It is a part of the region of Upper Burma. Shan is located in the east of the country, on the border with China, Laos, Thailand. The largest region in Myanmar (about 25% of its territory).
The titular group - Shan people - make up about 75% of the state's population. Like the Burmese, they profess Buddhism. However, Shan people speak Thai. Apart from Shan people, there are numerous ethnic minorities on the territory of the state, some of which have subregional autonomy.
Even in the Middle Ages, Shan people had kingdoms, which in some periods were dependent on Burma. During the creation of an independent Burma, Burmese leader, General Aung San, managed to reach an agreement with some mountain peoples, including Kachin.
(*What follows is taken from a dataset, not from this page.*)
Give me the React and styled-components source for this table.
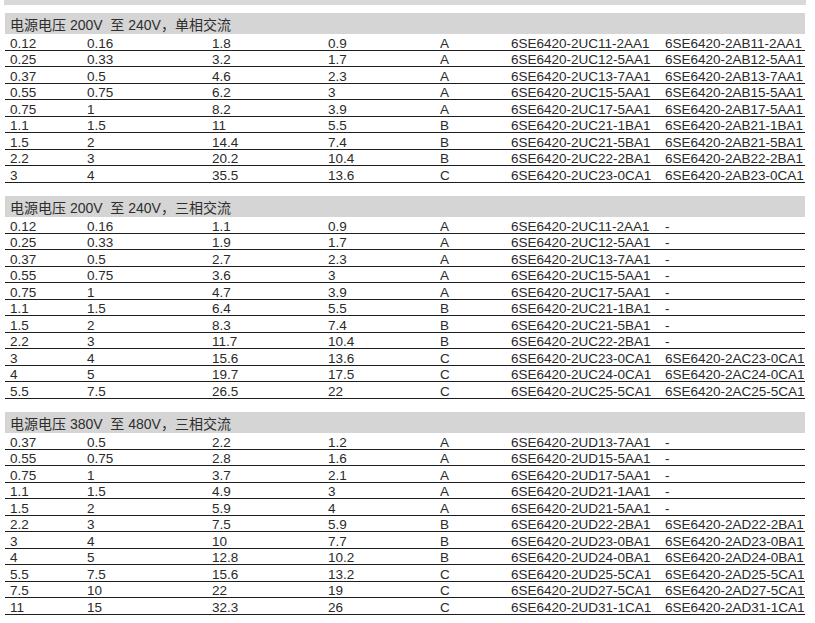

As a result of the decisions of the Panglong Conference, an autonomous state of Shan was created in 1947.
During the period of military governments in Myanmar, the balance was violated, and for many decades the armed conflict between various rebel groups, including the Shan State Army, and the central government continued. In addition, the state has strong ethno-regional parties, in the aggregate they receive about half the seats in the regional parliament. In recent decades, in the context of the democratization, attempts to restore balance in relations among ethnic groups have intensified. In 2016, with the aim of resolving the contradictions, the "The Union Peace Conference - 21st Century Panglong" began its work.